Central Falls in Rhode Island could be the case to watch as a bellwether Chapter 9 in 2012, he says. Central Falls filed for bankruptcy last year and is now under state receivership.
Due to marked differences in state law, some cities fare better than others by declaring bankruptcy, according to Dubrow. In Rhode Island, where Providence, East Providence and Pawtucket are among the highest-risk cities, he notes, a law was passed in 2011 giving general obligation bondholders first-lien claims on all taxes and revenues, thus giving bondholders priority over local unions in getting paid in any restructuring.
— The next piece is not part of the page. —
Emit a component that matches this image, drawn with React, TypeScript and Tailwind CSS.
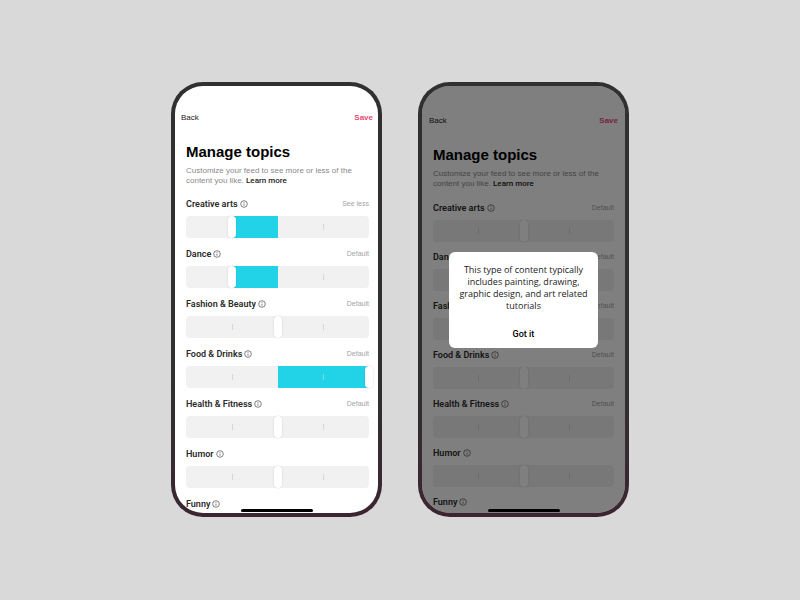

Dubrow explains that Rhode Island recently created a statute giving a state-appointed receiver emergency powers to take over city finances and negotiate collective bargaining agreements and other contracts with municipal workers in the event of a default. Such authority, including the receiver’s ability to file a Chapter 9 petition over objections of the city council or mayor, may be critical in maintaining public worker payroll and essential services for residents.
“Even though its cities are some of the most precarious in terms of financial health, Rhode Island has put a legal regime in place that could minimize the pain and stigma of a bankruptcy filing and actually facilitate a positive outcome for stakeholders,” Dubrow says.
In contrast, he points to the lack of legal clarity in Alabama, where Jefferson County has struggled in the wake of its own Chapter 9 filing last November under the weight of a $3 billion sewer financing.